It's not all that bad once you have done a few. This guy took forever in the video and missed some key time-savers. First, that battery powered screwdriver is about 3x slower than a regular driver. Second, it took him way too long to pop the palmrest off using the spudger card. Pulling from the "CD Rom hole" with one finger flexes the assembly and releases the interlocking hooks around the case frame, a 2 second ordeal.
It's not really an HP thing, though. It's a price thing. Acer, Asus, Dell, and Toshiba have also offered "budget" laptops that do not have doors. Apparently, that plastic door and screw must save enough to make sense deleting it for these types. I call them sub-budget laptops. They are sub-budget because if you take the parts individually, and value them, you generally end up more than its retail price point (real-people cost, looking at BOM costs). Obviously HP gets price reductions on volume, but still, I bet HP makes $10 on these but it is worth it because of the add-on/recurring features, software bundling, support and simply having their brand competing on each tier of the store shelves.
I always tell my customers this: "It doesn't matter so much the brand as it does the cost. Stay $600 and above and you will be more likely to get a decent computer. If you want a good computer, spend $1000."

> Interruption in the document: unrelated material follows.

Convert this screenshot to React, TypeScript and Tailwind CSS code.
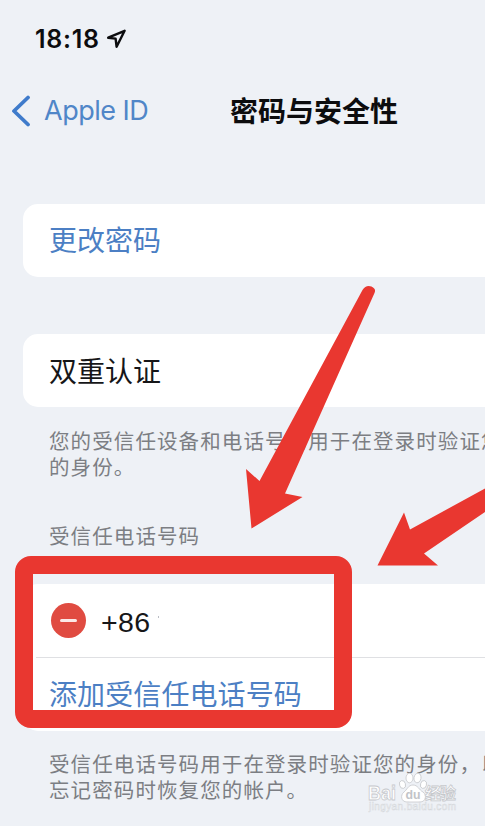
import type { ReactNode } from "react";

function StatusBar() {
  return (
    <div className="flex h-[78px] items-center gap-[7px] pl-[35px] text-[#0c0c0e]">
      <span className="w-[65px] whitespace-nowrap pt-[2px] font-['Inter'] text-[25px] font-semibold tracking-[0.7px]">18:18</span>
      <svg width="20" height="20" viewBox="0 0 20 20" fill="none" stroke="currentColor" strokeWidth="2.4" strokeLinejoin="round">
        <path d="M1.2 8.7 17.6 1.8 9.6 17.8 8.6 9.6Z" />
      </svg>
    </div>
  );
}

function NavBar() {
  return (
    <header className="flex h-[66px] items-center">
      <button className="flex w-[230px] items-center gap-[13px] pl-[11px] text-[#3f7bcb]">
        <svg width="20" height="32" viewBox="0 0 20 32" fill="none" stroke="currentColor" strokeWidth="3.8" strokeLinecap="round" strokeLinejoin="round">
          <path d="M17 2.500 3 16 17 29.500" />
        </svg>
        <span className="whitespace-nowrap pt-px font-['Inter'] text-[27px] tracking-[-0.5px] text-[#5086c8]">Apple ID</span>
      </button>
      <h1 className="whitespace-nowrap pb-[2px] text-[28px] font-bold text-[#0c0c0e]">密码与安全性</h1>
    </header>
  );
}

function Card({ children }: { children: ReactNode }) {
  return <section className="ml-[23px] rounded-l-[15px] bg-white pl-[26px] text-[28px]">{children}</section>;
}

function Note({ children }: { children: ReactNode }) {
  return (
    <p className="ml-[49px] whitespace-nowrap text-[20.5px] leading-[26px] tracking-[1.1px] text-[#7c7e83]">
      {children}
    </p>
  );
}

function Watermark() {
  return (
    <svg className="absolute left-[366px] top-[770px]" width="95" height="46" viewBox="0 0 95 46" fill="#fff" stroke="#c6c8cc" strokeWidth="0.8">
      <text x="2" y="30" fontFamily="Liberation Sans" fontWeight="bold" fontSize="20" textLength="28" lengthAdjust="spacingAndGlyphs">Bai</text>
      <path d="M47 15c-5 0-6 5-9 7-4 3-3 10 3 10h13c6 0 7-7 3-10-4-2-5-7-10-7Z" />
      <ellipse cx="36.500" cy="14.500" rx="3" ry="4" transform="rotate(-15 36.5 14.5)" />
      <ellipse cx="43.500" cy="8" rx="3.500" ry="4.800" />
      <ellipse cx="51.500" cy="8" rx="3.500" ry="4.800" transform="rotate(10 51.5 8)" />
      <ellipse cx="57.500" cy="14.500" rx="3" ry="4" transform="rotate(15 57.5 14.5)" />
      <text x="39.500" y="29" fontFamily="Liberation Sans" fontWeight="bold" fontSize="13" textLength="15" lengthAdjust="spacingAndGlyphs" stroke="none" fill="#c2c4c8">du</text>
      <text x="59" y="29" fontFamily="Noto Sans CJK SC" fontWeight="bold" fontSize="16" textLength="31">经验</text>
      <text x="3" y="40" fontFamily="Liberation Sans" fontSize="10" textLength="87" fill="#f8f9fb" stroke="#d5d8dc" strokeWidth="0.5">jingyan.baidu.com</text>
    </svg>
  );
}

function Markup() {
  return (
    <>
      <div className="absolute left-[15px] top-[556px] h-[172px] w-[337px] rounded-[16px] border-[18px] border-[#e93730]" />
      <svg className="absolute left-0 top-0" width="485" height="826" viewBox="0 0 485 826" fill="#e93730">
        <path d="M251.5 528.5 246 469 259.5 481 362.5 290Q366 284.5 371.5 286.500 376.5 289 374.5 293L285 493.500 302.500 497Z" />
        <path d="M377.500 565.500 404 512.500 410 529.500 485 488.500V512L424 553.500 438 565.500Z" />
      </svg>
    </>
  );
}

export default function App() {
  return (
    <div className="relative h-[826px] w-[485px] overflow-hidden bg-[#eef1f6] font-['Noto_Sans_CJK_SC',sans-serif]">
      <StatusBar />
      <NavBar />
      <main className="pt-[60px]">
        <Card>
          <div className="flex h-[73px] items-center pb-[3px] text-[#4c7fc4]">更改密码</div>
        </Card>
        <div className="h-[57px]" />
        <Card>
          <div className="flex h-[73px] items-center pb-px text-[#161618]">双重认证</div>
        </Card>
        <div className="h-[177px] pt-[20px]">
          <Note>
            您的受信任设备和电话号码用于在登录时验证您
            <br />
            的身份。
          </Note>
          <div className="h-[43px]" />
          <Note>受信任电话号码</Note>
        </div>
        <Card>
          <div className="flex h-[73px] items-center gap-[15px]">
            <span className="ml-[2px] flex size-[35px] items-center justify-center rounded-full bg-[#e04b41]">
              <span className="h-[3px] w-[17px] rounded-full bg-[#fbe9e7]" />
            </span>
            <span className="pt-[3px] font-['Liberation_Sans'] text-[28.5px] tracking-[0.4px] text-[#161618]">+86</span>
            <span className="-ml-[8px] mb-[8px] h-[2px] w-px bg-[#b9bcc4]" />
          </div>
          <div className="-ml-[13px] h-px bg-[#dfe0e3]" />
          <div className="flex h-[73px] items-center whitespace-nowrap pb-[3px] tracking-[0.1px] text-[#4c7fc4]">添加受信任电话号码</div>
        </Card>
        <div className="pt-[19px]">
          <Note>
            受信任电话号码用于在登录时验证您的身份，以
            <br />
            忘记密码时恢复您的帐户。
          </Note>
        </div>
      </main>
      <Watermark />
      <Markup />
    </div>
  );
}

HP makes some really nice machines, but nice machines are never cheap. The Elitebook line is usually first-rate.
IMO, the best "cheap" budget computer is Lenovo. Even at low price points they still invest in the design. I feel that is where HP and others fall behind on their cheap offerings, case design/structural integrity. Lenovo does a decent job on their cheapo's.
EDIT:
No, not all wireless cards are the same. The designs are standardized by the IEEE and come in a handful of flavors and bus types. Some are smaller, some larger and longer. With wireless cards, just because it fits in the slot doesn't mean it will work. Sometimes the BIOS will only initialize certain WIFI chip models.